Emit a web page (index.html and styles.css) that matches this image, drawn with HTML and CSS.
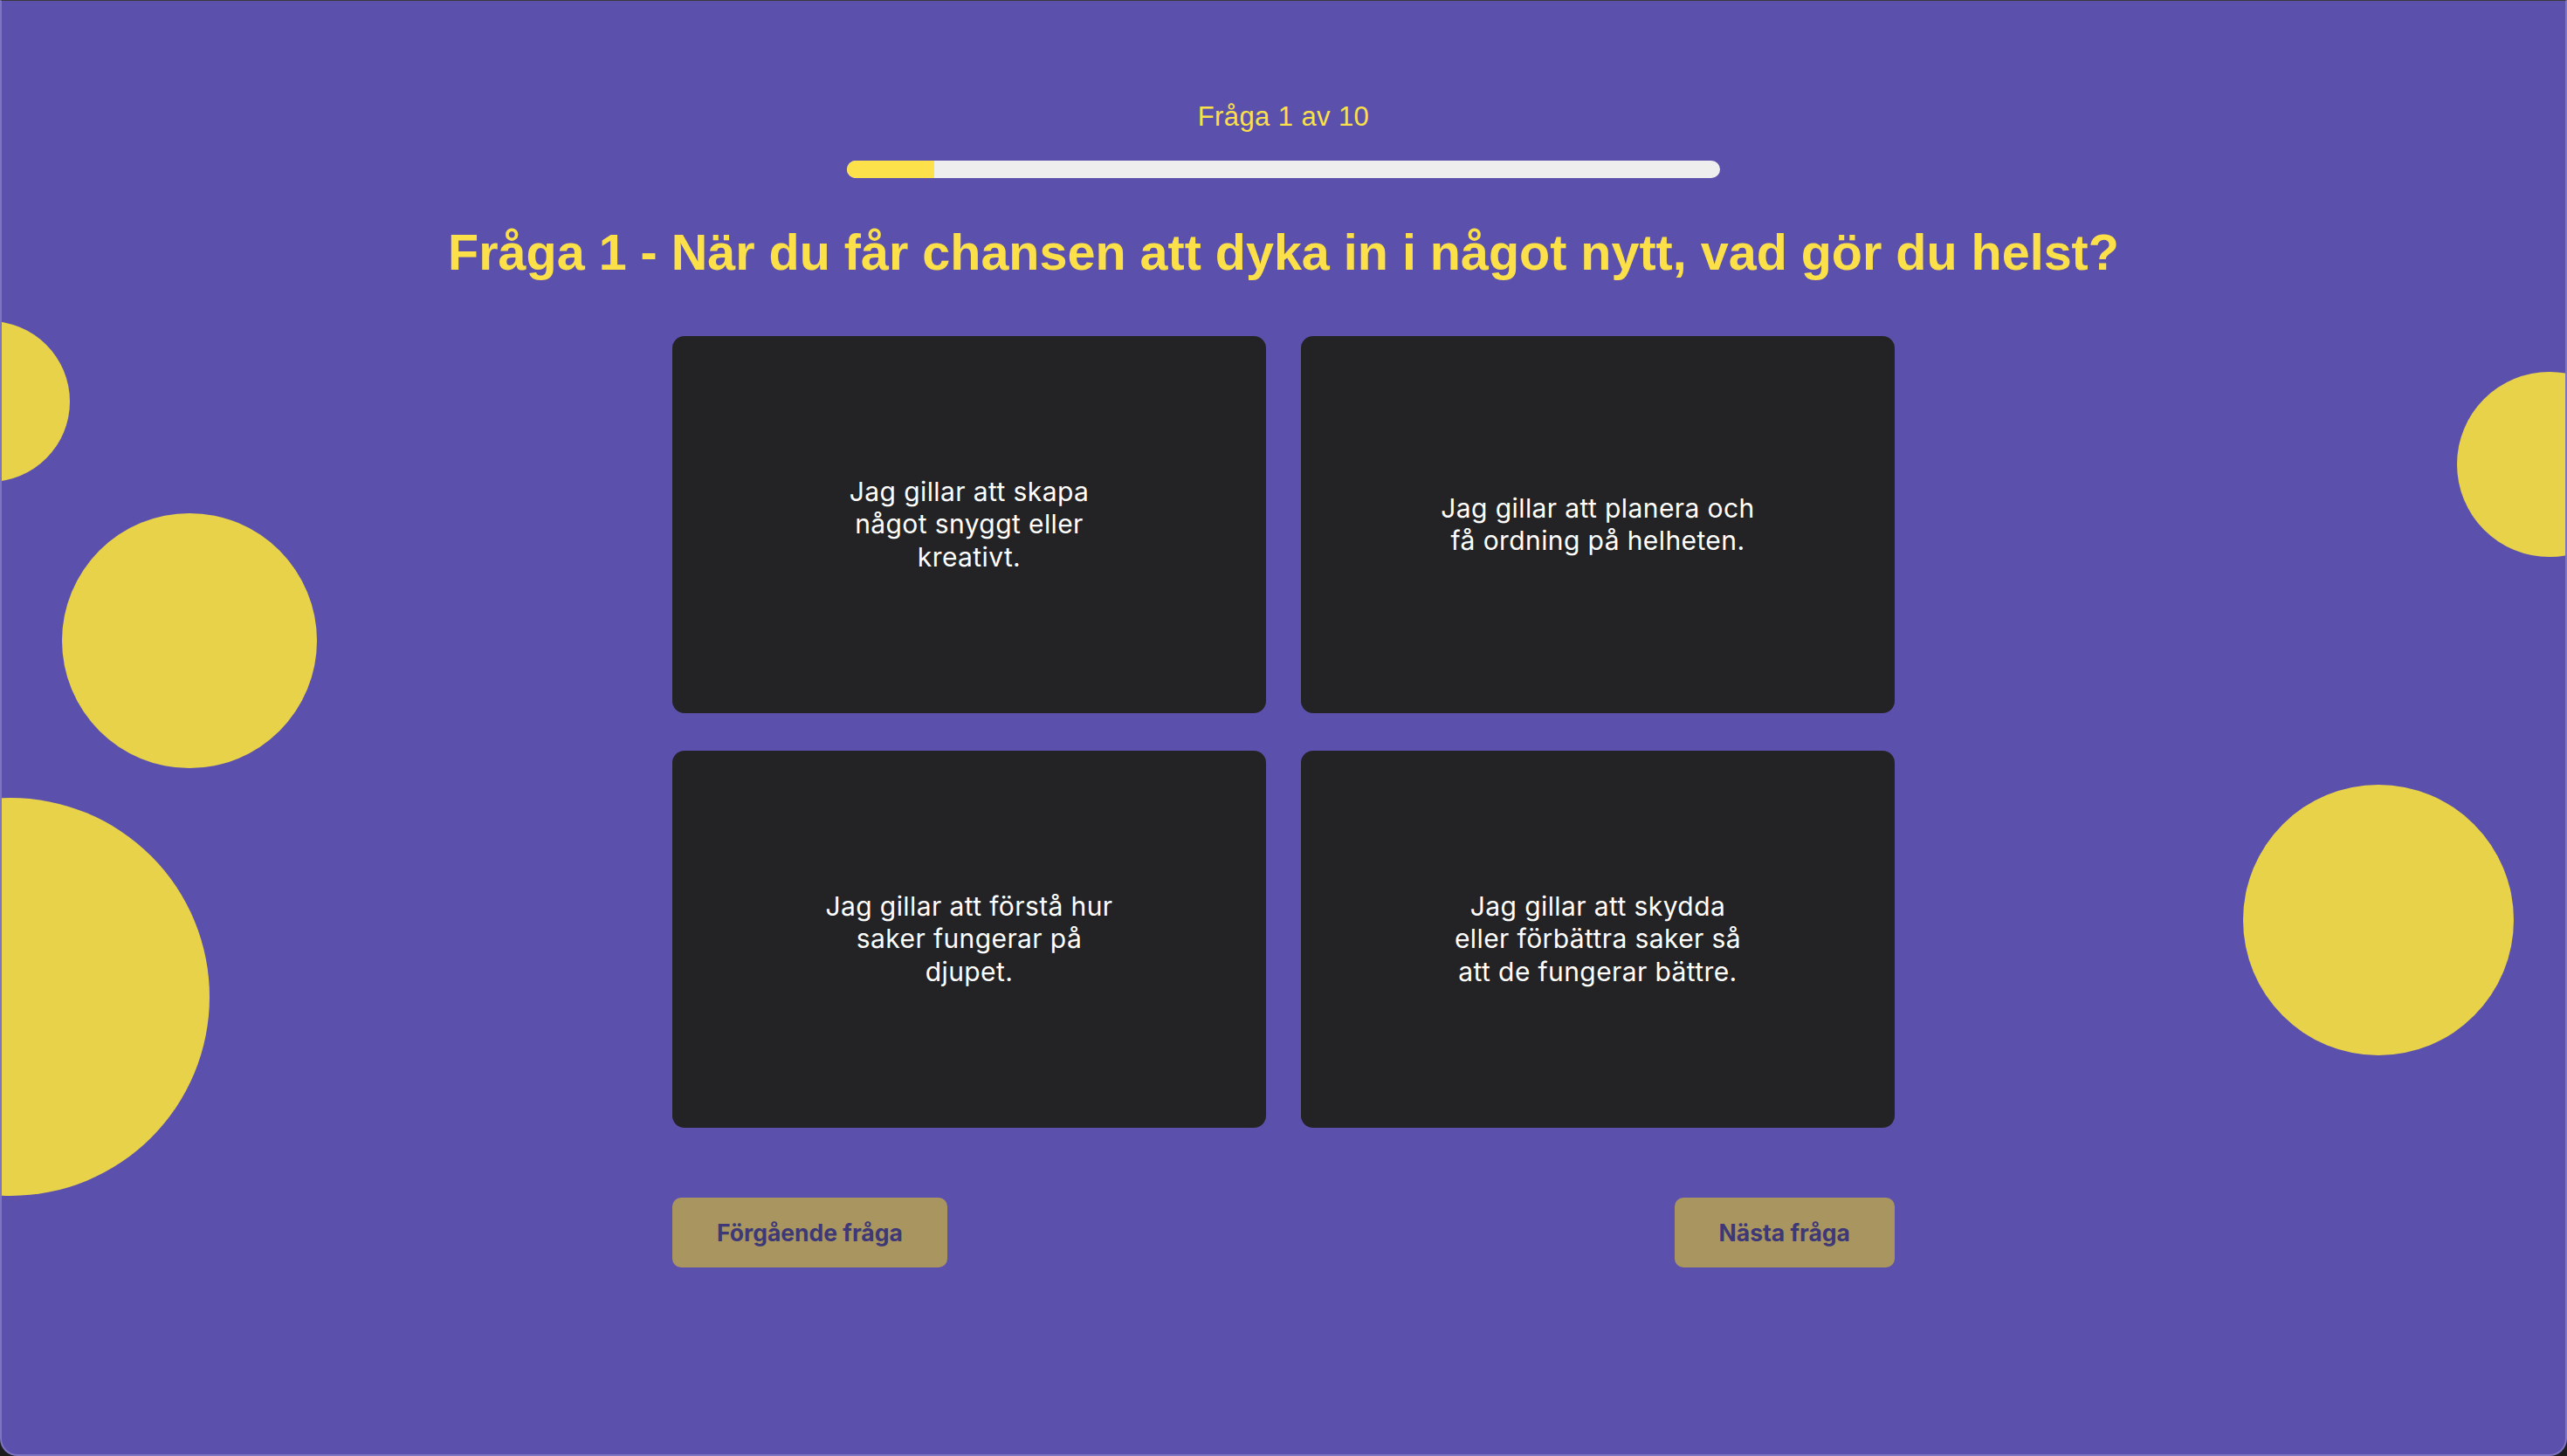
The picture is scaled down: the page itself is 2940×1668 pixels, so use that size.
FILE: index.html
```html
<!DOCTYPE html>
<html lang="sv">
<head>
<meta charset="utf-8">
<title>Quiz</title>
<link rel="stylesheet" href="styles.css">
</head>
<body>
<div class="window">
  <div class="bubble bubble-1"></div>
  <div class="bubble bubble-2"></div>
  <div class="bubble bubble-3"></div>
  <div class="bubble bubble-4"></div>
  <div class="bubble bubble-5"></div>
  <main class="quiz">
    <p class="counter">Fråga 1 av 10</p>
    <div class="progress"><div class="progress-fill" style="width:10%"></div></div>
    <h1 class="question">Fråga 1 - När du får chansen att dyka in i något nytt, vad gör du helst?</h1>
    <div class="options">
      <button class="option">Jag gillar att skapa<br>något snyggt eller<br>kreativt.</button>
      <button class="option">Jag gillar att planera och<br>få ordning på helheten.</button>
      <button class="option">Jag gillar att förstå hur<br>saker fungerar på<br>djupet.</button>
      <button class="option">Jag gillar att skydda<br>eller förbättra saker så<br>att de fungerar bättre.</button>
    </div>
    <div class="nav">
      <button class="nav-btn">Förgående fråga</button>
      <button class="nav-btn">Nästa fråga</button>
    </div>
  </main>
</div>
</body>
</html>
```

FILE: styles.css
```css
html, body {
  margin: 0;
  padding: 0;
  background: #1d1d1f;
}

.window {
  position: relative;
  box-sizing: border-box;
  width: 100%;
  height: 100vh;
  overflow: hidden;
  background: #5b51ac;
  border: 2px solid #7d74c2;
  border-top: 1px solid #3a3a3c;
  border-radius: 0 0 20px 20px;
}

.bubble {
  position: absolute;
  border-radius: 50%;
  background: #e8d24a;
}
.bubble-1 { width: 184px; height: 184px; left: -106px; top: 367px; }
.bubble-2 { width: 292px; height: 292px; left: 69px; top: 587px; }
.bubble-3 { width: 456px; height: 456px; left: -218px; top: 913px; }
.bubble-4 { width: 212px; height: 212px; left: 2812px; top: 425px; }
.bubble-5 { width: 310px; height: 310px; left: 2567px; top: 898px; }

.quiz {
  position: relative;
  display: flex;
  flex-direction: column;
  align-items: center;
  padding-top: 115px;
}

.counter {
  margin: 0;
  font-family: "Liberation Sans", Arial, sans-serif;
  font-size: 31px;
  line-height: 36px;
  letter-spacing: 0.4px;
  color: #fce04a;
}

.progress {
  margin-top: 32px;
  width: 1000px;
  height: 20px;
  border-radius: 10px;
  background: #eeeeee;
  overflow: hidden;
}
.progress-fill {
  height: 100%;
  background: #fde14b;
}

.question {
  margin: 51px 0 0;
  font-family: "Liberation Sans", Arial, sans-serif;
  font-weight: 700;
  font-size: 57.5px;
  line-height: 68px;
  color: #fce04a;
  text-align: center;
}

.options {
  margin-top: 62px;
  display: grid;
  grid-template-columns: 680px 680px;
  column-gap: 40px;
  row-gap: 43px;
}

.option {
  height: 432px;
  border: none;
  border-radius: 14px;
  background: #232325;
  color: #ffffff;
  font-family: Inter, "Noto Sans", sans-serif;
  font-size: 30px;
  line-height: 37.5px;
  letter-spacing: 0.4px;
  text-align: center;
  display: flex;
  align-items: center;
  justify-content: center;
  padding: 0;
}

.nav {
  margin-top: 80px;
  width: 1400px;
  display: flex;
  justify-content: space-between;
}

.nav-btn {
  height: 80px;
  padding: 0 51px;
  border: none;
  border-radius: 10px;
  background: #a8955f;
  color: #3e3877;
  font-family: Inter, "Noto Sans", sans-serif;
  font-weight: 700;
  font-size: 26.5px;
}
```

→ **Exercise goal**: Go through the listing above and quote it exactly, apart from its images.

→ **Result of this exercise**:
Emit a web page (index.html and styles.css) that matches this image, drawn with HTML and CSS.
The picture is scaled down: the page itself is 2940×1668 pixels, so use that size.
FILE: index.html
```html
<!DOCTYPE html>
<html lang="sv">
<head>
<meta charset="utf-8">
<title>Quiz</title>
<link rel="stylesheet" href="styles.css">
</head>
<body>
<div class="window">
  <div class="bubble bubble-1"></div>
  <div class="bubble bubble-2"></div>
  <div class="bubble bubble-3"></div>
  <div class="bubble bubble-4"></div>
  <div class="bubble bubble-5"></div>
  <main class="quiz">
    <p class="counter">Fråga 1 av 10</p>
    <div class="progress"><div class="progress-fill" style="width:10%"></div></div>
    <h1 class="question">Fråga 1 - När du får chansen att dyka in i något nytt, vad gör du helst?</h1>
    <div class="options">
      <button class="option">Jag gillar att skapa<br>något snyggt eller<br>kreativt.</button>
      <button class="option">Jag gillar att planera och<br>få ordning på helheten.</button>
      <button class="option">Jag gillar att förstå hur<br>saker fungerar på<br>djupet.</button>
      <button class="option">Jag gillar att skydda<br>eller förbättra saker så<br>att de fungerar bättre.</button>
    </div>
    <div class="nav">
      <button class="nav-btn">Förgående fråga</button>
      <button class="nav-btn">Nästa fråga</button>
    </div>
  </main>
</div>
</body>
</html>
```

FILE: styles.css
```css
html, body {
  margin: 0;
  padding: 0;
  background: #1d1d1f;
}

.window {
  position: relative;
  box-sizing: border-box;
  width: 100%;
  height: 100vh;
  overflow: hidden;
  background: #5b51ac;
  border: 2px solid #7d74c2;
  border-top: 1px solid #3a3a3c;
  border-radius: 0 0 20px 20px;
}

.bubble {
  position: absolute;
  border-radius: 50%;
  background: #e8d24a;
}
.bubble-1 { width: 184px; height: 184px; left: -106px; top: 367px; }
.bubble-2 { width: 292px; height: 292px; left: 69px; top: 587px; }
.bubble-3 { width: 456px; height: 456px; left: -218px; top: 913px; }
.bubble-4 { width: 212px; height: 212px; left: 2812px; top: 425px; }
.bubble-5 { width: 310px; height: 310px; left: 2567px; top: 898px; }

.quiz {
  position: relative;
  display: flex;
  flex-direction: column;
  align-items: center;
  padding-top: 115px;
}

.counter {
  margin: 0;
  font-family: "Liberation Sans", Arial, sans-serif;
  font-size: 31px;
  line-height: 36px;
  letter-spacing: 0.4px;
  color: #fce04a;
}

.progress {
  margin-top: 32px;
  width: 1000px;
  height: 20px;
  border-radius: 10px;
  background: #eeeeee;
  overflow: hidden;
}
.progress-fill {
  height: 100%;
  background: #fde14b;
}

.question {
  margin: 51px 0 0;
  font-family: "Liberation Sans", Arial, sans-serif;
  font-weight: 700;
  font-size: 57.5px;
  line-height: 68px;
  color: #fce04a;
  text-align: center;
}

.options {
  margin-top: 62px;
  display: grid;
  grid-template-columns: 680px 680px;
  column-gap: 40px;
  row-gap: 43px;
}

.option {
  height: 432px;
  border: none;
  border-radius: 14px;
  background: #232325;
  color: #ffffff;
  font-family: Inter, "Noto Sans", sans-serif;
  font-size: 30px;
  line-height: 37.5px;
  letter-spacing: 0.4px;
  text-align: center;
  display: flex;
  align-items: center;
  justify-content: center;
  padding: 0;
}

.nav {
  margin-top: 80px;
  width: 1400px;
  display: flex;
  justify-content: space-between;
}

.nav-btn {
  height: 80px;
  padding: 0 51px;
  border: none;
  border-radius: 10px;
  background: #a8955f;
  color: #3e3877;
  font-family: Inter, "Noto Sans", sans-serif;
  font-weight: 700;
  font-size: 26.5px;
}
```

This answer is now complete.